## What needs to be done
Print the listing as it stands, omitting all images.

## Information provided

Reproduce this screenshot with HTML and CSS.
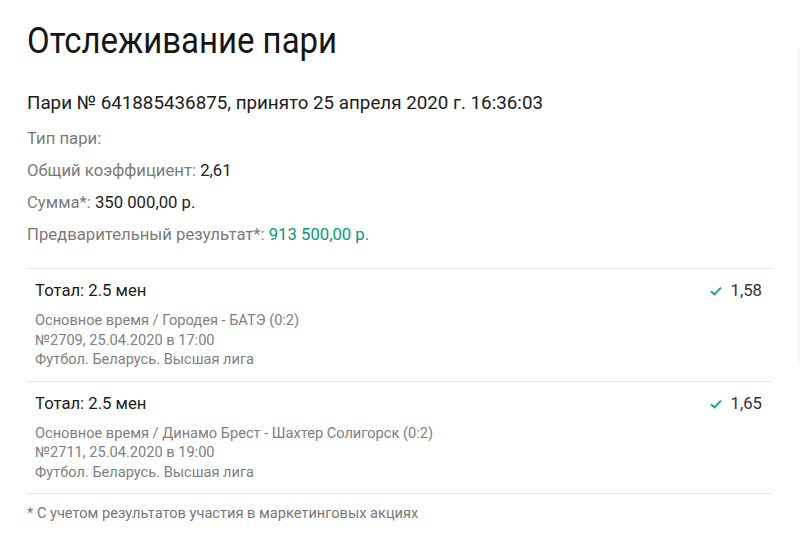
FILE: index.html
```html
<!DOCTYPE html>
<html lang="ru">
<head>
<meta charset="utf-8">
<title>Отслеживание пари</title>
<link rel="stylesheet" href="styles.css">
</head>
<body>
<main class="tracking">
  <h1 class="tracking__title">Отслеживание пари</h1>
  <p class="tracking__bet">Пари № 641885436875, принято 25 апреля 2020 г. 16:36:03</p>
  <ul class="summary">
    <li class="summary__item"><span class="summary__label">Тип пари:</span></li>
    <li class="summary__item"><span class="summary__label">Общий коэффициент:</span> <span class="summary__value">2,61</span></li>
    <li class="summary__item"><span class="summary__label">Сумма*:</span> <span class="summary__value">350 000,00 р.</span></li>
    <li class="summary__item"><span class="summary__label">Предварительный результат*:</span> <span class="summary__value summary__value--win">913 500,00 р.</span></li>
  </ul>
  <div class="events">
    <div class="event">
      <div class="event__head">
        <span class="event__outcome">Тотал: 2.5 мен</span>
        <span class="event__odds">
          <svg class="event__check" viewBox="0 0 12 10" width="12" height="10"><path d="M1 5.2 L4.4 8.4 L11 1.6" fill="none" stroke="currentColor" stroke-width="2"/></svg>
          1,58
        </span>
      </div>
      <div class="event__info">
        <div>Основное время / Городея - БАТЭ (0:2)</div>
        <div>№2709, 25.04.2020 в 17:00</div>
        <div>Футбол. Беларусь. Высшая лига</div>
      </div>
    </div>
    <div class="event">
      <div class="event__head">
        <span class="event__outcome">Тотал: 2.5 мен</span>
        <span class="event__odds">
          <svg class="event__check" viewBox="0 0 12 10" width="12" height="10"><path d="M1 5.2 L4.4 8.4 L11 1.6" fill="none" stroke="currentColor" stroke-width="2"/></svg>
          1,65
        </span>
      </div>
      <div class="event__info">
        <div>Основное время / Динамо Брест - Шахтер Солигорск (0:2)</div>
        <div>№2711, 25.04.2020 в 19:00</div>
        <div>Футбол. Беларусь. Высшая лига</div>
      </div>
    </div>
  </div>
  <p class="tracking__note">* С учетом результатов участия в маркетинговых акциях</p>
</main>
<div class="side-edge"></div>
</body>
</html>
```
FILE: styles.css
```css
html, body {
  margin: 0;
  background: #fff;
}

body {
  font-family: Roboto, "Noto Sans", sans-serif;
  color: #222;
  position: relative;
  min-height: 540px;
  overflow: hidden;
}

.tracking {
  padding: 20px 28px 0 27px;
}

/* heading face is narrower than the body text */
.tracking__title {
  margin: 0;
  font-size: 36px;
  line-height: 42px;
  font-weight: 400;
  color: #151515;
  transform: scaleX(0.915);
  transform-origin: left center;
  white-space: nowrap;
}

.tracking__bet {
  margin: 29px 0 0;
  font-size: 18.8px;
  line-height: 24px;
  color: #1c1c1c;
}

.summary {
  list-style: none;
  margin: 8px 0 0;
  padding: 0;
}

.summary__item {
  font-size: 16.7px;
  line-height: 32px;
}

.summary__label {
  color: #7b7b7b;
}

.summary__value {
  color: #222;
}

.summary__value--win {
  color: #05987c;
}

.events {
  margin-top: 17px;
  border-top: 1px solid #e6e6e6;
}

.event {
  padding: 11px 10px 11px 8px;
  border-bottom: 1px solid #e6e6e6;
}

.event__head {
  display: flex;
  justify-content: space-between;
  align-items: center;
  font-size: 16.7px;
  line-height: 22px;
  color: #1c1c1c;
}

.event__odds {
  display: flex;
  align-items: center;
  gap: 9px;
  color: #333;
}

.event__check {
  color: #16a877;
}

.event__info {
  margin-top: 9px;
  font-size: 14.6px;
  line-height: 19.5px;
  color: #808080;
}

.tracking__note {
  margin: 9px 0 0;
  font-size: 14.6px;
  line-height: 20px;
  color: #777;
}

/* edge of the neighbouring panel */
.side-edge {
  position: absolute;
  top: 48px;
  right: 0;
  width: 4px;
  height: 318px;
  background: linear-gradient(to right, rgba(0,0,0,0), rgba(0,0,0,0.04));
}
```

## Complete output
Reproduce this screenshot with HTML and CSS.
FILE: index.html
```html
<!DOCTYPE html>
<html lang="ru">
<head>
<meta charset="utf-8">
<title>Отслеживание пари</title>
<link rel="stylesheet" href="styles.css">
</head>
<body>
<main class="tracking">
  <h1 class="tracking__title">Отслеживание пари</h1>
  <p class="tracking__bet">Пари № 641885436875, принято 25 апреля 2020 г. 16:36:03</p>
  <ul class="summary">
    <li class="summary__item"><span class="summary__label">Тип пари:</span></li>
    <li class="summary__item"><span class="summary__label">Общий коэффициент:</span> <span class="summary__value">2,61</span></li>
    <li class="summary__item"><span class="summary__label">Сумма*:</span> <span class="summary__value">350 000,00 р.</span></li>
    <li class="summary__item"><span class="summary__label">Предварительный результат*:</span> <span class="summary__value summary__value--win">913 500,00 р.</span></li>
  </ul>
  <div class="events">
    <div class="event">
      <div class="event__head">
        <span class="event__outcome">Тотал: 2.5 мен</span>
        <span class="event__odds">
          <svg class="event__check" viewBox="0 0 12 10" width="12" height="10"><path d="M1 5.2 L4.4 8.4 L11 1.6" fill="none" stroke="currentColor" stroke-width="2"/></svg>
          1,58
        </span>
      </div>
      <div class="event__info">
        <div>Основное время / Городея - БАТЭ (0:2)</div>
        <div>№2709, 25.04.2020 в 17:00</div>
        <div>Футбол. Беларусь. Высшая лига</div>
      </div>
    </div>
    <div class="event">
      <div class="event__head">
        <span class="event__outcome">Тотал: 2.5 мен</span>
        <span class="event__odds">
          <svg class="event__check" viewBox="0 0 12 10" width="12" height="10"><path d="M1 5.2 L4.4 8.4 L11 1.6" fill="none" stroke="currentColor" stroke-width="2"/></svg>
          1,65
        </span>
      </div>
      <div class="event__info">
        <div>Основное время / Динамо Брест - Шахтер Солигорск (0:2)</div>
        <div>№2711, 25.04.2020 в 19:00</div>
        <div>Футбол. Беларусь. Высшая лига</div>
      </div>
    </div>
  </div>
  <p class="tracking__note">* С учетом результатов участия в маркетинговых акциях</p>
</main>
<div class="side-edge"></div>
</body>
</html>
```
FILE: styles.css
```css
html, body {
  margin: 0;
  background: #fff;
}

body {
  font-family: Roboto, "Noto Sans", sans-serif;
  color: #222;
  position: relative;
  min-height: 540px;
  overflow: hidden;
}

.tracking {
  padding: 20px 28px 0 27px;
}

/* heading face is narrower than the body text */
.tracking__title {
  margin: 0;
  font-size: 36px;
  line-height: 42px;
  font-weight: 400;
  color: #151515;
  transform: scaleX(0.915);
  transform-origin: left center;
  white-space: nowrap;
}

.tracking__bet {
  margin: 29px 0 0;
  font-size: 18.8px;
  line-height: 24px;
  color: #1c1c1c;
}

.summary {
  list-style: none;
  margin: 8px 0 0;
  padding: 0;
}

.summary__item {
  font-size: 16.7px;
  line-height: 32px;
}

.summary__label {
  color: #7b7b7b;
}

.summary__value {
  color: #222;
}

.summary__value--win {
  color: #05987c;
}

.events {
  margin-top: 17px;
  border-top: 1px solid #e6e6e6;
}

.event {
  padding: 11px 10px 11px 8px;
  border-bottom: 1px solid #e6e6e6;
}

.event__head {
  display: flex;
  justify-content: space-between;
  align-items: center;
  font-size: 16.7px;
  line-height: 22px;
  color: #1c1c1c;
}

.event__odds {
  display: flex;
  align-items: center;
  gap: 9px;
  color: #333;
}

.event__check {
  color: #16a877;
}

.event__info {
  margin-top: 9px;
  font-size: 14.6px;
  line-height: 19.5px;
  color: #808080;
}

.tracking__note {
  margin: 9px 0 0;
  font-size: 14.6px;
  line-height: 20px;
  color: #777;
}

/* edge of the neighbouring panel */
.side-edge {
  position: absolute;
  top: 48px;
  right: 0;
  width: 4px;
  height: 318px;
  background: linear-gradient(to right, rgba(0,0,0,0), rgba(0,0,0,0.04));
}
```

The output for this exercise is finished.